また、アンダーツーリズムを実施する際、地域住民との意見交換や理解の促進、経済/社会/環境に配慮したアンダーツーリズムを展開できるような観光人材の育成も急務となっています。

地域主導で観光地域づくりを行う「着地型観光」が主流となる観光動態のなかで、地域の未知の観光資源や気付かれなかったスポットを見つけ開発することは、困難な道のりである一方、とても重要なことなのです。

▼関連記事:「着地型観光」と「ニューツーリズム」とは?▼

参考:持続可能な観光開発において重要な点

「アンダーツーリズム」の事例

・京都市の「アンダーツーリズム」事例|京都市観光協会

京都市は、観光客の増加に伴うオーバーツーリズムに苦しむ都市の一つです。

オーバーツーリズムに対する対策として様々なことが掲げられるなか、隠れた名所を活用した観光客の分散するアンダーツーリズム事業が行われています。
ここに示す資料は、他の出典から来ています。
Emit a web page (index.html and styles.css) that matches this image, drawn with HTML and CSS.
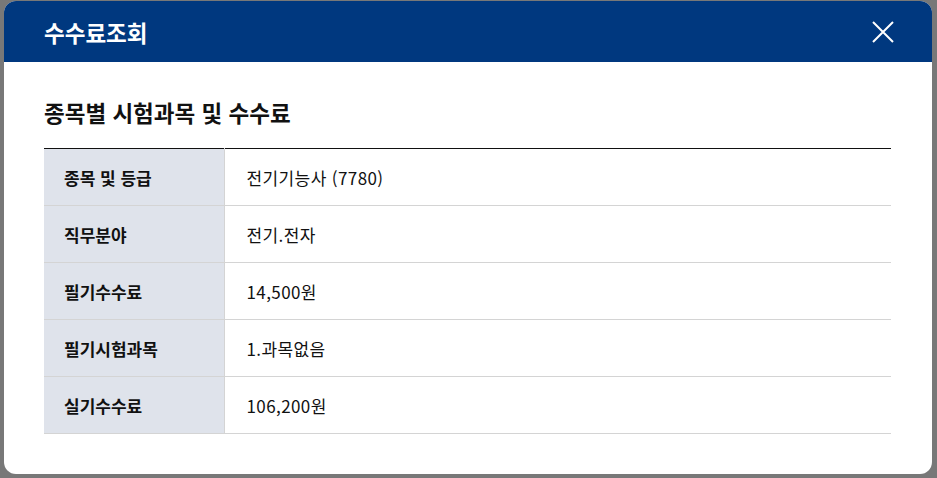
FILE: index.html
```html
<!DOCTYPE html>
<html lang="ko">
<head>
<meta charset="utf-8">
<link rel="stylesheet" href="styles.css">
</head>
<body>
<div class="overlay">
  <div class="modal">
    <div class="modal-head">
      <h1 class="modal-title">수수료조회</h1>
      <button class="close" aria-label="닫기">
        <svg width="22" height="22" viewBox="0 0 22 22"><path d="M1 1L21 21M21 1L1 21" stroke="#fff" stroke-width="2" fill="none"/></svg>
      </button>
    </div>
    <div class="modal-body">
      <h2 class="section-title">종목별 시험과목 및 수수료</h2>
      <table class="fee-table">
        <tr><th>종목 및 등급</th><td>전기기능사 (7780)</td></tr>
        <tr><th>직무분야</th><td>전기.전자</td></tr>
        <tr><th>필기수수료</th><td>14,500원</td></tr>
        <tr><th>필기시험과목</th><td>1.과목없음</td></tr>
        <tr><th>실기수수료</th><td>106,200원</td></tr>
      </table>
    </div>
  </div>
</div>
</body>
</html>
```
FILE: styles.css
```css
html, body { margin: 0; padding: 0; }
body {
  width: 937px; height: 478px; overflow: hidden;
  background: #787878;
  font-family: "Noto Sans CJK KR", "Noto Sans", sans-serif;
}
.overlay { padding: 1px 5px 4px 4px; box-sizing: border-box; height: 478px; }
.modal {
  background: #fff;
  border-radius: 12px;
  overflow: hidden;
  height: 473px;
}
.modal-head {
  background: #00387f;
  height: 61px;
  display: flex;
  align-items: center;
  justify-content: space-between;
  padding: 0 40px;
}
.modal-title {
  margin: 0;
  color: #fff;
  font-size: 22.5px;
  font-weight: 700;
  letter-spacing: 0;
}
.close {
  background: none; border: 0; padding: 0; margin-right: -2px;
  width: 22px; height: 22px; display: block; cursor: pointer;
}
.close svg { display: block; }
.modal-body { padding: 35px 40px 0 40px; }
.section-title {
  margin: 0 0 21px;
  font-size: 22.5px;
  font-weight: 700;
  color: #111;
  letter-spacing: 0;
  line-height: 30px;
}
.fee-table {
  width: 847px;
  border-collapse: collapse;
  border-top: 1px solid #111;
}
.fee-table th, .fee-table td {
  height: 56px;
  padding: 0;
  border-bottom: 1px solid #d4d4d4;
  font-size: 17px;
  color: #111;
  text-align: left;
}
.fee-table th {
  width: 180px;
  background: #dfe3eb;
  font-weight: 700;
  padding-left: 20px;
  box-sizing: border-box;
  border-right: 1px solid #d4d4d4;
}
.fee-table td { padding-left: 22px; font-weight: 400; letter-spacing: 0.4px; }
```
京都市の観光情報サイトである「京都観光Navi」に、「京都朝観光・夜観光」のページを開設し、観光客の時間差による分散を行っています。また、滋賀県大津市の琵琶湖と結ぶ観光ルート開発や周辺地域との連携した観光開発、隠れた名所の情報発信を行う等、アンダーツーリズムの拡充に取り組んでいます。

参考:京都市観光協会

・愛知県佐久島の「アンダーツーリズム」事例|西尾市役所佐久島振興課

愛知県のアンダーツーリズムで注目するスポットは、癒しとアートの島「佐久島」です。

「佐久島」は、知られざる観光スポットとしてSNSで話題になり、観光客の分散効果を見込むことが出来ます。街中にアート作品や歴史が残る寺院や建物、レジャースポットとしての海水浴場や農園など、自然癒される場とアート空間がコラボする魅力溢れる観光地域です。愛知県もアンダーツーリズム事例として、「佐久島」の情報発信を行うなど、人々に知られていない観光スポットの開発に取り組んでいます。

参考:佐久島公式サイト

▼関連記事:地域をまるごと美術館に!▼

・福岡県の「アンダーツーリズム」事例|柳川商工会議所

福岡県の柳川商工会議所がアンダーツーリズムとして観光開発を行う隠れた名勝「水郷柳川」があります。

「お堀めぐり(川下り)」が有名な観光地である柳川市は、「北原白秋の市場を育んだ『水郷柳河』の景観」として国の名勝に指定されており、それら隠れた観光地の開発とプロモーションを行い、アンダーツーリズムとして観光客の分散と地域活性化に取り組んでいます。

参考:feel NIPPON

まとめ:アンダーツーリズムで地域活性化!

今回は、観光地域における「オーバーツーリズム」に対する新たな観光の形「アンダーツーリズム」について紹介しました。

隠れた名所やスポットは、地域住民の視点からは思いつかないものも多く、アンダーツーリズムとして発見・開発することは難しいかもしれませんが、地域外の第三者の視点や観光客の多様な観点を大事に、アンダーツーリズムの推進を行ってほしいと思います。